Casi ha concluido la temida media hora y no ha comenzado a oler a azufre. El perro diabólico ladra amistosamente apenas como un chucho faldero.

-Se esconde un Ellroy diferente detrás del personaje público, del bulldog, del perro rabioso, demoníaco de la literatura criminal americana.

-(Aúlla). Sí. Pero me siento cómodo, me divierto siendo el perro demoníaco. Me encantan los perros. ¡El perro diabólico! [Ellroy pronuncia su apodo en español en un esfuerzo a lo Nat King Cole].

-¿Es solo un personaje que se ha creado, una máscara?

-Sí.

Ya en esta vena cordial, en pleno canto a la demolición de tópicos, asegura que ama firmar libros (quizá también por lo que supone para sus ventas). «Ah, y no odio a los periodistas. ¡Viva Coruña!».
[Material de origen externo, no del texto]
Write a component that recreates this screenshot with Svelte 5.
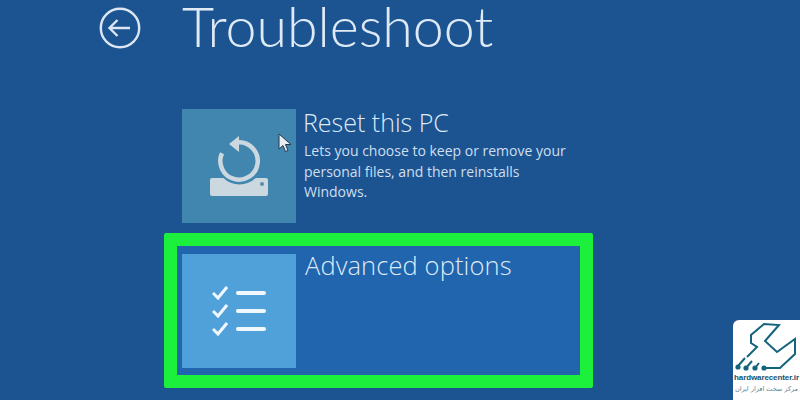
<script>
  let checks = [0, 1, 2];
</script>

<div class="screen">
  <header class="head">
    <svg class="back" viewBox="0 0 42 42" width="42" height="42" fill="none" stroke="#dbe6f2">
      <circle cx="21" cy="21" r="19.2" stroke-width="2.4" />
      <path d="M31 21H10M18.500 13l-8 8 8 8" stroke-width="2.4" />
    </svg>
    <h1>Troubleshoot</h1>
  </header>

  <div class="option">
    <div class="tile reset">
      <svg viewBox="0 0 58 60" width="58" height="60">
        <path d="M29 6.300a18.700 18.700 0 1 1-17 11" fill="none" stroke="#ccd8e0" stroke-width="4.500" />
        <path d="M29 0v16l-10-8z" fill="#ccd8e0" />
        <path d="M2 42H13.300A23.500 23.500 0 0 0 45.700 42H56a2 2 0 0 1 2 2V58a2 2 0 0 1-2 2H2a2 2 0 0 1-2-2V44a2 2 0 0 1 2-2z" fill="#ccd8e0" />
        <circle cx="52" cy="48" r="2" fill="#5d8cab" />
      </svg>
    </div>
    <div class="copy">
      <h2>Reset this PC</h2>
      <p>Lets you choose to keep or remove your<br />personal files, and then reinstalls<br />Windows.</p>
    </div>
    <svg class="cursor" viewBox="0 0 14 20" width="14" height="20">
      <path d="M1 1v15l4-3.500 2.500 6 2.500-1-2.500-6H13z" fill="#e8edf2" stroke="#26384f" />
    </svg>
  </div>

  <div class="picked">
    <div class="tile adv">
      <div class="list">
        {#each checks as c}
          <div class="row">
            <svg viewBox="0 0 16 14" width="16" height="14" fill="none" stroke="#f1f8fd" stroke-width="3">
              <path d="M1 7l5 5 9-11" />
            </svg>
            <span></span>
          </div>
        {/each}
      </div>
    </div>
    <div class="copy">
      <h2 class="wide">Advanced options</h2>
    </div>
  </div>

  <aside class="logo">
    <svg viewBox="0 0 67 50" width="67" height="50" fill="none" stroke="#14647c" stroke-width="2">
      <path d="M32 46H47L62 32V17L44 30 32 19 46 3 31 2 18 13V21L24 25 14 35" />
      <path d="M5 44l7-8M13 46l6-7M22 46l4-5" />
      <circle cx="5" cy="45" r="1.600" fill="#14647c" />
      <circle cx="13" cy="46" r="1.600" fill="#14647c" />
      <circle cx="22" cy="46" r="1.600" fill="#14647c" />
      <circle cx="31" cy="46" r="1.600" fill="#14647c" />
    </svg>
    <strong>hardwarecenter.ir</strong>
    <small>مرکز سخت افزار ایران</small>
  </aside>
</div>

<style>
  :global(body) {
    margin: 0;
  }

  .screen {
    position: relative;
    width: 800px;
    height: 400px;
    overflow: hidden;
    box-sizing: border-box;
    padding-left: 99px;
    background: #1c5492;
    color: #dfeaf5;
    font-family: "Open Sans", "Liberation Sans", sans-serif;
  }

  .head {
    display: flex;
    align-items: flex-start;
    gap: 41px;
    height: 56px;
  }

  .back {
    margin-top: 7px;
  }

  h1 {
    margin: 0;
    font-family: Lato, "Open Sans", sans-serif;
    font-size: 55.500px;
    font-weight: 300;
    line-height: 52px;
  }

  .option {
    position: relative;
    display: flex;
    gap: 7px;
    width: 420px;
    height: 114px;
    margin: 53px 0 0 83px;
  }

  .tile {
    flex: none;
    display: flex;
    align-items: center;
    justify-content: center;
    width: 114px;
    height: 114px;
  }

  .reset {
    background: #4186ae;
  }

  .adv {
    background: #50a0da;
  }

  h2 {
    margin: 0;
    font-size: 25px;
    font-weight: 300;
    line-height: 26px;
  }

  .wide {
    margin-top: -2px;
    font-size: 25.500px;
    letter-spacing: 0.1px;
  }

  p {
    margin: 6px 0 0 1px;
    font-size: 14px;
    line-height: 20.500px;
    color: #cfdfee;
  }

  .cursor {
    position: absolute;
    left: 96px;
    top: 24px;
  }

  .picked {
    display: flex;
    gap: 9px;
    box-sizing: border-box;
    width: 429px;
    height: 155px;
    margin: 10px 0 0 65px;
    padding: 8px 5px;
    border: 13px solid #1cf03c;
    border-radius: 2px;
    background: #2065ae;
  }

  .list {
    display: flex;
    flex-direction: column;
    gap: 4px;
    margin-top: -1px;
  }

  .row {
    display: flex;
    align-items: center;
    gap: 8px;
  }

  .row span {
    width: 30px;
    height: 4px;
    border-radius: 2px;
    background: #f1f8fd;
  }

  .logo {
    position: absolute;
    right: 0;
    bottom: 0;
    display: flex;
    flex-direction: column;
    align-items: center;
    box-sizing: border-box;
    width: 67px;
    height: 80px;
    padding-top: 2px;
    border-radius: 6px 0 0 0;
    background: #fff;
    color: #14536f;
  }

  .logo svg {
    flex: none;
  }

  .logo strong {
    font-family: "Liberation Sans", sans-serif;
    font-size: 8px;
    line-height: 12px;
    letter-spacing: -0.1px;
    white-space: nowrap;
  }

  .logo small {
    font-family: "DejaVu Sans", sans-serif;
    font-size: 6.500px;
    line-height: 11px;
    color: #5b8294;
    white-space: nowrap;
  }
</style>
Como en un postrero acto para dar solemnemente fe notarial del gran desmentido que es Ellroy en gabardina, el célebre autor estampa un autógrafo sobre la primera página de un viejo ejemplar de El gran desierto -¡qué novela!- y traza un sencillo dibujo de algo que pretende ser un perro pero que no puede evitar asemejarse a un pequeño ratón de inteligente hociquillo. Pardiez.